Show all lines holding "styles".

Pages as source code:
+ + + + +
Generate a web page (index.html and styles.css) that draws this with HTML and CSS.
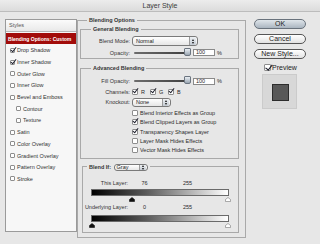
FILE: index.html
```html
<!DOCTYPE html>
<html lang="en">
<head>
    <meta charset="UTF-8">
    <title>Layer Style</title>
    <link rel="stylesheet" href="styles.css">
</head>
<body>
<div class="dialog">
    <div class="titlebar">Layer Style</div>

    <div class="main">
        <!-- lista de estilos -->
        <div class="styles">
            <div class="styles-head">Styles</div>
            <div class="style-item active">Blending Options: Custom</div>
            <div class="style-item"><span class="cb on"></span>Drop Shadow</div>
            <div class="style-item"><span class="cb on"></span>Inner Shadow</div>
            <div class="style-item"><span class="cb"></span>Outer Glow</div>
            <div class="style-item"><span class="cb"></span>Inner Glow</div>
            <div class="style-item"><span class="cb"></span>Bevel and Emboss</div>
            <div class="style-item sub"><span class="cb"></span>Contour</div>
            <div class="style-item sub"><span class="cb"></span>Texture</div>
            <div class="style-item"><span class="cb"></span>Satin</div>
            <div class="style-item"><span class="cb"></span>Color Overlay</div>
            <div class="style-item"><span class="cb"></span>Gradient Overlay</div>
            <div class="style-item"><span class="cb"></span>Pattern Overlay</div>
            <div class="style-item"><span class="cb"></span>Stroke</div>
        </div>

        <!-- opciones de fusion -->
        <fieldset class="group blending">
            <legend>Blending Options</legend>

            <fieldset class="group general">
                <legend>General Blending</legend>
                <div class="row tall">
                    <span class="label">Blend Mode:</span>
                    <span class="select mode">Normal<span class="stepper"><i class="up"></i><i class="down"></i></span></span>
                </div>
                <div class="row">
                    <span class="label">Opacity:</span>
                    <span class="slider"></span>
                    <span class="num">100</span><span class="pct">%</span>
                </div>
            </fieldset>

            <fieldset class="group advanced">
                <legend>Advanced Blending</legend>
                <div class="row">
                    <span class="label">Fill Opacity:</span>
                    <span class="slider"></span>
                    <span class="num">100</span><span class="pct">%</span>
                </div>
                <div class="row channels">
                    <span class="label">Channels:</span>
                    <span class="chan"><span class="cb on"></span>R</span>
                    <span class="chan"><span class="cb on"></span>G</span>
                    <span class="chan"><span class="cb on"></span>B</span>
                </div>
                <div class="row">
                    <span class="label">Knockout:</span>
                    <span class="select knock">None<span class="stepper"><i class="up"></i><i class="down"></i></span></span>
                </div>
                <div class="options">
                    <div class="opt"><span class="cb"></span>Blend Interior Effects as Group</div>
                    <div class="opt"><span class="cb on"></span>Blend Clipped Layers as Group</div>
                    <div class="opt"><span class="cb on"></span>Transparency Shapes Layer</div>
                    <div class="opt"><span class="cb"></span>Layer Mask Hides Effects</div>
                    <div class="opt"><span class="cb"></span>Vector Mask Hides Effects</div>
                </div>
            </fieldset>

            <fieldset class="group blendif">
                <legend>Blend If: <span class="select gray">Gray<span class="stepper"><i class="up"></i><i class="down"></i></span></span></legend>
                <div class="range-row">
                    <span class="range-label">This Layer:</span>
                    <span class="v1">76</span><span class="v2">255</span>
                </div>
                <div class="ramp"></div>
                <div class="marks">
                    <svg class="mark" style="left: 38px" width="6" height="5" viewBox="0 0 6 5"><path d="M3 0.5 5.5 2.5V4.5H0.5V2.5Z" fill="#111" stroke="#111" stroke-width="0.6"/></svg>
                    <svg class="mark" style="left: 134px" width="6" height="5" viewBox="0 0 6 5"><path d="M3 0.5 5.5 2.5V4.5H0.5V2.5Z" fill="#fff" stroke="#777" stroke-width="0.6"/></svg>
                </div>
                <div class="range-row">
                    <span class="range-label">Underlying Layer:</span>
                    <span class="v1">0</span><span class="v2">255</span>
                </div>
                <div class="ramp"></div>
                <div class="marks">
                    <svg class="mark" style="left: -2px" width="6" height="5" viewBox="0 0 6 5"><path d="M3 0.5 5.5 2.5V4.5H0.5V2.5Z" fill="#111" stroke="#111" stroke-width="0.6"/></svg>
                    <svg class="mark" style="left: 134px" width="6" height="5" viewBox="0 0 6 5"><path d="M3 0.5 5.5 2.5V4.5H0.5V2.5Z" fill="#fff" stroke="#777" stroke-width="0.6"/></svg>
                </div>
            </fieldset>
        </fieldset>

        <!-- botones -->
        <div class="actions">
            <div class="btn default">OK</div>
            <div class="btn">Cancel</div>
            <div class="btn">New Style...</div>
            <div class="preview"><span class="cb big on"></span>Preview</div>
            <div class="swatch"><div class="swatch-inner"></div></div>
        </div>
    </div>
</div>
</body>
</html>
```

FILE: styles.css
```css
/* Estilos generales */
* {
    box-sizing: border-box;
}

body {
    margin: 0;
    background: #e7e7e7;
    font-family: "Liberation Sans", Arial, sans-serif;
    font-size: 5.5px;
    color: #2a2a2a;
}

.dialog {
    width: 320px;
    height: 244px;
    overflow: hidden;
}

.titlebar {
    height: 12px;
    line-height: 11px;
    text-align: center;
    font-size: 7px;
    color: #3c3c3c;
    background: linear-gradient(#ececec, #dcdcdc);
    border-bottom: 1px solid #bcbcbc;
}

.main {
    display: flex;
    align-items: flex-start;
    padding: 4px 0 0 5px;
}

/* --- LISTA DE ESTILOS --- */
.styles {
    width: 72px;
    height: 213px;
    margin-top: 3px;
    background: #f7f7f7;
    border: 1px solid #9a9a9a;
}

.styles-head {
    height: 12px;
    line-height: 11px;
    padding-left: 3px;
    color: #555;
    background: linear-gradient(#fbfbfb, #e9e9e9);
    border-bottom: 1px solid #b6b6b6;
}

.style-item {
    display: flex;
    align-items: center;
    gap: 2px;
    height: 11.7px;
    padding-left: 4px;
    color: #333;
    white-space: nowrap;
}

.style-item.active {
    height: 11px;
    margin: 1px 0 0.5px;
    padding-left: 2px;
    background: #a20c0a;
    color: #fff;
    font-size: 5.1px;
    font-weight: bold;
    letter-spacing: -0.05px;
}

.style-item.sub {
    padding-left: 10px;
}

/* casillas */
.cb {
    position: relative;
    flex: none;
    width: 5px;
    height: 5px;
    background: #fff;
    border: 1px solid #8e8e8e;
    border-radius: 1px;
}

.cb.on::after {
    content: "";
    position: absolute;
    left: 1px;
    top: -3px;
    width: 2px;
    height: 5px;
    border: solid #1b1d2a;
    border-width: 0 1.5px 1.5px 0;
    transform: rotate(38deg);
}

.cb.big {
    width: 7px;
    height: 7px;
}

.cb.big::after {
    left: 2px;
    top: -2px;
    width: 2.5px;
    height: 6px;
}

/* --- GRUPOS --- */
fieldset.group {
    margin: 0;
    padding: 0;
    min-width: 0;
    border: 1px solid #a9a9a9;
}

fieldset.group > legend {
    padding: 0 2px;
    line-height: 8px;
    font-weight: bold;
    color: #333;
}

.blending {
    width: 169px;
    margin-left: 8px;
    padding: 1px 6px 4px 2px !important;
}

.blending > legend {
    margin-left: 7px;
}

.general,
.advanced {
    padding: 2px 0 0 4px !important;
}

.general > legend,
.advanced > legend {
    margin-left: 6px;
}

.advanced {
    margin-top: 5px !important;
    padding-top: 4px !important;
    padding-bottom: 3px !important;
}

.row {
    display: flex;
    align-items: center;
    height: 10px;
    white-space: nowrap;
}

.general .row {
    height: 11px;
}

.general .row.tall {
    height: 12px;
}

.channels {
    height: 11px !important;
}

.label {
    width: 45px;
    margin-right: 2px;
    text-align: right;
    color: #333;
}

/* menus desplegables */
.select {
    display: inline-flex;
    align-items: center;
    justify-content: space-between;
    height: 10px;
    padding: 0 1px 0 3px;
    background: linear-gradient(#ffffff, #e6e6e6);
    border: 1px solid #7a7a7a;
    border-radius: 3px;
    font-weight: normal;
    color: #222;
    vertical-align: middle;
}

.select.mode {
    width: 66px;
}

.select.knock {
    width: 39px;
    height: 9px;
}

.select.gray {
    width: 34px;
    height: 7.5px;
    padding-left: 2px;
    margin-left: 1px;
}

.stepper {
    display: flex;
    flex-direction: column;
    align-items: center;
    justify-content: center;
    gap: 1px;
    width: 7px;
    height: 100%;
    margin: 1px 0;
    background: linear-gradient(#eef1f4, #c3cad2);
    border-left: 1px solid #9a9a9a;
    border-radius: 0 2px 2px 0;
}

.stepper i {
    width: 0;
    height: 0;
    border-left: 1.5px solid transparent;
    border-right: 1.5px solid transparent;
}

.stepper .up {
    border-bottom: 2px solid #111;
}

.stepper .down {
    border-top: 2px solid #111;
}

/* deslizadores */
.slider {
    position: relative;
    width: 56px;
    height: 2px;
    margin-left: 2px;
    background: linear-gradient(90deg, #6d6d6d, #3e3e3e);
    border-radius: 1px;
}

.slider::after {
    content: "";
    position: absolute;
    right: -1px;
    top: -4px;
    width: 5px;
    height: 6px;
    background: linear-gradient(#e9eef3, #9aa6b2);
    border: 1px solid #6c7580;
    border-radius: 1px 1px 2px 2px;
}

.num {
    width: 22px;
    height: 7px;
    margin-left: 3px;
    padding-left: 2px;
    line-height: 5px;
    background: #fff;
    border: 1px solid #8a8a8a;
}

.pct {
    margin-left: 2px;
}

.chan {
    display: flex;
    align-items: center;
    gap: 3px;
    width: 18px;
}

.chan .cb,
.opt .cb {
    width: 6px;
    height: 6px;
}

.options {
    margin-top: 1.3px;
    padding-left: 47px;
}

.opt {
    display: flex;
    align-items: center;
    gap: 2px;
    height: 9.3px;
    white-space: nowrap;
}

/* --- BLEND IF --- */
.blendif {
    width: 157px;
    margin: 4px 0 0 2px !important;
    padding: 8px 9px 4px 2px !important;
}

.blendif > legend {
    margin-left: 2px;
}

.range-row {
    display: flex;
    align-items: center;
    height: 8px;
    white-space: nowrap;
}

.range-row + .ramp {
    margin-top: 2px;
}

.marks + .range-row {
    margin-top: 1px;
}

.range-label {
    display: flex;
    justify-content: flex-end;
    width: 43px;
    color: #333;
}

.v1 {
    width: 33px;
    text-align: center;
}

.v2 {
    width: 53px;
    text-align: center;
}

.ramp {
    width: 138px;
    height: 7px;
    margin-left: 6px;
    background: linear-gradient(90deg, #000 0%, #5a5a5a 40%, #c8c8c8 80%, #fff 100%);
    border: 1px solid #6a6a6a;
}

.marks + .range-row + .ramp {
    margin-top: 4px;
}

.marks {
    position: relative;
    height: 6px;
    margin-left: 6px;
}

.mark {
    position: absolute;
    top: 0.5px;
    display: block;
}

/* --- BOTONES --- */
.actions {
    width: 52px;
    margin: 3px 0 0 8px;
}

.btn {
    height: 9.5px;
    margin-bottom: 5.5px;
    line-height: 7.5px;
    text-align: center;
    font-size: 7px;
    color: #1e1e1e;
    background: linear-gradient(#ffffff, #e2e2e2);
    border: 1px solid #555;
    border-radius: 5px;
}

.btn.default {
    background: linear-gradient(#dfe5ea, #aab5c0);
    border-color: #69727c;
}

.preview {
    display: flex;
    align-items: center;
    gap: 1px;
    height: 7px;
    margin: 1px 0 0 10px;
    font-size: 7px;
    color: #222;
}

.swatch {
    width: 35px;
    height: 35px;
    margin: 3px 0 0 8px;
    padding: 9px;
    background: #d8d8d8;
    border: 1px solid #cbcbcb;
}

.swatch-inner {
    width: 17px;
    height: 17px;
    background: #585858;
    border: 1px solid #2c2c2c;
}
```
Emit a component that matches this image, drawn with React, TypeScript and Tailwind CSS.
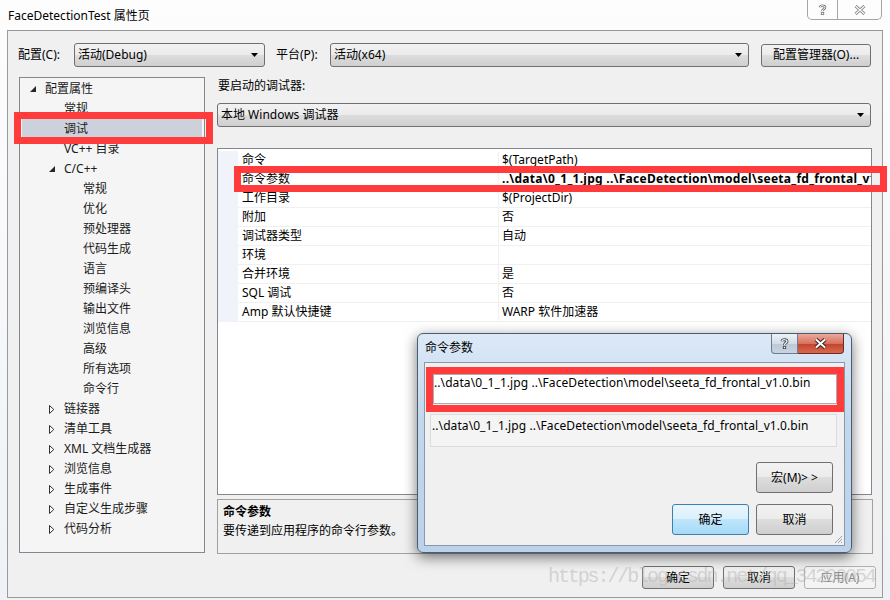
import React from "react";

type TreeItem = { label: string; level: number; expander?: "open" | "closed"; selected?: boolean };

const treeItems: TreeItem[] = [
  { label: "配置属性", level: 0, expander: "open" },
  { label: "常规", level: 1 },
  { label: "调试", level: 1, selected: true },
  { label: "VC++ 目录", level: 1 },
  { label: "C/C++", level: 1, expander: "open" },
  { label: "常规", level: 2 },
  { label: "优化", level: 2 },
  { label: "预处理器", level: 2 },
  { label: "代码生成", level: 2 },
  { label: "语言", level: 2 },
  { label: "预编译头", level: 2 },
  { label: "输出文件", level: 2 },
  { label: "浏览信息", level: 2 },
  { label: "高级", level: 2 },
  { label: "所有选项", level: 2 },
  { label: "命令行", level: 2 },
  { label: "链接器", level: 1, expander: "closed" },
  { label: "清单工具", level: 1, expander: "closed" },
  { label: "XML 文档生成器", level: 1, expander: "closed" },
  { label: "浏览信息", level: 1, expander: "closed" },
  { label: "生成事件", level: 1, expander: "closed" },
  { label: "自定义生成步骤", level: 1, expander: "closed" },
  { label: "代码分析", level: 1, expander: "closed" }
];

const args = "..\\data\\0_1_1.jpg ..\\FaceDetection\\model\\seeta_fd_frontal_v1.0.bin";

const properties = [
  { name: "命令", value: "$(TargetPath)" },
  { name: "命令参数", value: args, bold: true },
  { name: "工作目录", value: "$(ProjectDir)" },
  { name: "附加", value: "否" },
  { name: "调试器类型", value: "自动" },
  { name: "环境", value: "" },
  { name: "合并环境", value: "是" },
  { name: "SQL 调试", value: "否" },
  { name: "Amp 默认快捷键", value: "WARP 软件加速器" }
];

const btnBg =
  "border-[#707070] bg-[linear-gradient(to_bottom,#f2f2f2_0%,#ebebeb_50%,#dddddd_50%,#cfcfcf_100%)]";
const btnDefault =
  "border-[#3c7fb1] bg-[linear-gradient(to_bottom,#eaf6fd_0%,#d9f0fc_50%,#bee6fd_50%,#a7d9f5_100%)]";

const Caret = () => (
  <svg width="7" height="4" viewBox="0 0 7 4">
    <polygon points="0,0 7,0 3.5,4" fill="#000" />
  </svg>
);

const Combo = ({ text, className }: { text: string; className: string }) => (
  <div
    className={`flex items-center justify-between rounded-[3px] border pl-[3px] pr-[6px] ${btnBg} ${className}`}
  >
    <span>{text}</span>
    <Caret />
  </div>
);

const Button = ({ label, className }: { label: string; className: string }) => (
  <div className={`flex items-center justify-center rounded-[3px] border ${className}`}>{label}</div>
);

const Expander = ({ kind }: { kind: "open" | "closed" }) => (
  <div className="flex w-[15px] items-center">
    {kind === "open" ? (
      <svg width="7" height="7" viewBox="0 0 7 7">
        <polygon points="6,0 6,6 0,6" fill="#262626" />
      </svg>
    ) : (
      <svg width="6" height="9" viewBox="0 0 6 9">
        <polygon points="0.5,0.5 4.8,4.5 0.5,8.5" fill="#fff" stroke="#303030" strokeWidth="1" />
      </svg>
    )}
  </div>
);

const treePad = (item: TreeItem) => {
  if (item.level === 0) return "pl-[8px]";
  if (item.level === 1) return item.expander ? "pl-[27px]" : "pl-[42px]";
  return "pl-[61px]";
};

export default function App() {
  return (
    <div className="relative h-[600px] w-[890px] overflow-hidden bg-[linear-gradient(to_bottom,#fdfdfd,#eef2f6)] font-['Noto_Sans','Noto_Sans_CJK_SC',sans-serif] text-[12px] leading-[16px] text-black">
      {/* title bar */}
      <div className="flex h-[30px] items-start">
        <div className="ml-[8px] mt-[8px]">FaceDetectionTest 属性页</div>
        <div className="ml-auto mr-[8px] flex h-[20px]">
          <div className="flex w-[31px] items-center justify-center rounded-bl-[5px] border border-t-0 border-[#a5a5a5]">
            <svg width="9" height="11" viewBox="0 0 9 11">
              <path d="M2 3.2 C2 1.2 7 1.2 7 3.4 C7 5 4.5 5 4.5 7" fill="none" stroke="#7a7a7a" strokeWidth="2.6" />
              <path d="M2 3.2 C2 1.2 7 1.2 7 3.4 C7 5 4.5 5 4.5 7" fill="none" stroke="#fff" strokeWidth="1" />
              <rect x="3.3" y="8.3" width="2.4" height="2.4" fill="#fff" stroke="#7a7a7a" strokeWidth="0.9" />
            </svg>
          </div>
          <div className="flex w-[44px] items-center justify-center rounded-br-[5px] border border-l-0 border-t-0 border-[#a5a5a5]">
            <svg width="12" height="10" viewBox="0 0 12 10">
              <path d="M1.5 1 L10.5 9 M10.5 1 L1.5 9" stroke="#7a7a7a" strokeWidth="3" />
              <path d="M1.5 1 L10.5 9 M10.5 1 L1.5 9" stroke="#fff" strokeWidth="1.2" />
            </svg>
          </div>
        </div>
      </div>

      {/* main panel */}
      <div className="ml-[7px] flex h-[568px] w-[876px] flex-col border border-[#9a9a9a] bg-[#f0f0f0]">
        {/* configuration row */}
        <div className="mt-[12px] flex h-[24px] items-center pl-[10px]">
          <span className="w-[56px]">配置(C):</span>
          <Combo text="活动(Debug)" className="h-[24px] w-[191px]" />
          <span className="ml-[11px] w-[54px]">平台(P):</span>
          <Combo text="活动(x64)" className="h-[24px] w-[419px]" />
          <Button label="配置管理器(O)..." className={`ml-[12px] h-[23px] w-[110px] ${btnBg}`} />
        </div>

        <div className="mt-[10px] flex">
          {/* property tree */}
          <div className="ml-[11px] h-[476px] w-[186px] border border-[#828790] bg-[#f5f5f5] pt-[1px]">
            {treeItems.map((item, index) => (
              <div
                key={index}
                className={`mx-[2px] flex h-[20px] items-center ${treePad(item)} ${item.selected ? "bg-[#cdd1dc]" : ""}`}
              >
                {item.expander && <Expander kind={item.expander} />}
                <span className="text-[#1a1a1a]">{item.label}</span>
              </div>
            ))}
          </div>

          {/* debugger settings */}
          <div className="ml-[12px] flex w-[655px] flex-col">
            <div className="ml-[1px] h-[16px] pt-[1px]">要启动的调试器:</div>
            <Combo text="本地 Windows 调试器" className="mt-[10px] h-[24px] w-[654px]" />

            <div className="mt-[21px] h-[347px] border border-[#828790] bg-white pt-[2px]">
              {properties.map((p, index) => (
                <div key={index} className="flex h-[19px]">
                  <div className="w-[20px] bg-[#f0f3f9]" />
                  <div className="flex w-[260px] items-center border-b border-[#f0f0f0] pl-[4px]">{p.name}</div>
                  <div className="w-[1px] bg-[#f0f0f0]" />
                  <div
                    className={`flex flex-1 items-center overflow-hidden whitespace-nowrap border-b border-[#f0f0f0] pl-[3px] ${p.bold ? "font-bold tracking-[0.26px]" : ""}`}
                  >
                    {p.value}
                  </div>
                </div>
              ))}
            </div>

            <div className="mt-[4px] h-[55px] w-[656px] border border-[#a0a0a0] px-[5px] pt-[2px] leading-[19px]">
              <div className="font-bold">命令参数</div>
              <div>要传递到应用程序的命令行参数。</div>
            </div>
          </div>
        </div>

        {/* dialog buttons */}
        <div className="mt-[12px] flex justify-end gap-[9px] pr-[6px]">
          <Button label="确定" className={`h-[23px] w-[72px] ${btnBg}`} />
          <Button label="取消" className={`h-[23px] w-[72px] ${btnBg}`} />
          <Button label="应用(A)" className="h-[23px] w-[72px] border-[#adb2b5] bg-[#f4f4f4] text-[#838383]" />
        </div>
      </div>

      {/* annotation boxes */}
      <div className="pointer-events-none absolute left-[14px] top-[112px] h-[32px] w-[199px] border-[7px] border-[#ff3b3b]" />
      <div className="pointer-events-none absolute left-[234px] top-[166px] h-[26px] w-[653px] border-[7px] border-[#ff3b3b]" />

      {/* 命令参数 popup dialog */}
      <div className="absolute left-[417px] top-[333px] flex h-[220px] w-[435px] flex-col rounded-[6px] border border-[#4b5d74] bg-[linear-gradient(to_bottom,#dce9f7,#c3d7ed_40%,#bcd2ea)] shadow-[0_4px_14px_rgba(0,0,0,0.55)]">
        <div className="flex h-[28px] items-start">
          <div className="ml-[7px] mt-[6px]">命令参数</div>
          <div className="ml-auto mr-[7px] flex h-[20px]">
            <div className="flex w-[27px] items-center justify-center rounded-bl-[4px] border border-t-0 border-[#6d7d91] bg-[linear-gradient(to_bottom,#eef2f7,#d3dce7_50%,#bcc8d6_50%,#c9d4e1)]">
              <svg width="9" height="11" viewBox="0 0 9 11">
                <path d="M2 3.2 C2 1.2 7 1.2 7 3.4 C7 5 4.5 5 4.5 7" fill="none" stroke="#3b4552" strokeWidth="2.8" />
                <path d="M2 3.2 C2 1.2 7 1.2 7 3.4 C7 5 4.5 5 4.5 7" fill="none" stroke="#fff" strokeWidth="1.2" />
                <rect x="3.3" y="8.3" width="2.4" height="2.4" fill="#fff" stroke="#3b4552" strokeWidth="0.9" />
              </svg>
            </div>
            <div className="flex w-[46px] items-center justify-center rounded-br-[4px] border border-l-0 border-t-0 border-[#6b2b24] bg-[linear-gradient(to_bottom,#eaa99c,#d9715f_50%,#c2412d_50%,#d86a4e)]">
              <svg width="13" height="11" viewBox="0 0 13 11">
                <path d="M2 1.5 L11 9.5 M11 1.5 L2 9.5" stroke="#3a2420" strokeWidth="4" />
                <path d="M2 1.5 L11 9.5 M11 1.5 L2 9.5" stroke="#fff" strokeWidth="2" />
              </svg>
            </div>
          </div>
        </div>

        <div className="relative mx-[6px] flex h-[184px] flex-col border border-[#8b98a8] bg-[#f0f0f0]">
          <div className="ml-[8px] mt-[11px] h-[30px] w-[404px] border border-[#abadb3] bg-white pt-[1px] leading-[14px] tracking-[0.08px]">
            {args}
          </div>
          <div className="ml-[5px] mt-[10px] h-[33px] w-[407px] border border-[#dcdcdc] bg-[#f4f4f4] pl-[1px] pt-[4px] leading-[14px] tracking-[0.08px]">
            {args}
          </div>
          <Button label="宏(M)> >" className={`ml-[331px] mt-[15px] h-[31px] w-[77px] ${btnBg}`} />
          <div className="mt-[11px] flex gap-[7px] pl-[247px]">
            <Button label="确定" className={`h-[31px] w-[77px] ${btnDefault}`} />
            <Button label="取消" className={`h-[31px] w-[77px] ${btnBg}`} />
          </div>
          {/* resize grip */}
          <svg className="absolute bottom-[1px] right-[1px]" width="10" height="10" viewBox="0 0 10 10">
            <path d="M9 2 L2 9 M9 5 L5 9 M9 8 L8 9" stroke="#9aa3ad" strokeWidth="1" />
          </svg>
          <div className="pointer-events-none absolute left-[1px] top-[4px] h-[45px] w-[418px] border-[7px] border-[#ff3b3b]" />
        </div>
      </div>

      {/* watermark */}
      <div className="pointer-events-none absolute left-[548px] top-[565px] font-['Liberation_Mono',monospace] text-[20px] leading-[24px] tracking-[-2.1px] text-[#b4b4b4]/50">
        https://blog.csdn.net/qq_34200054
      </div>
    </div>
  );
}
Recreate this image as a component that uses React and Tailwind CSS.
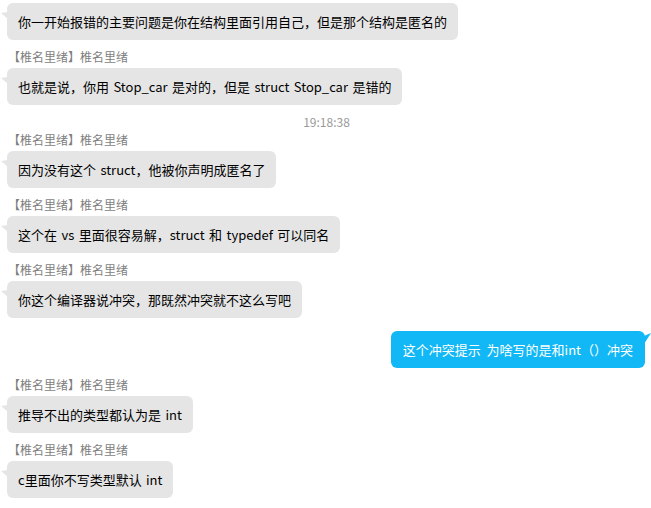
+ + + + +
_Reply to the exercise_
Generate a web page (index.html and styles.css) that draws this with HTML and CSS.
    <link rel="stylesheet" href="styles.css">
        <div class="styles">
            <div class="styles-head">Styles</div>
FILE: styles.css
.styles {
.styles-head {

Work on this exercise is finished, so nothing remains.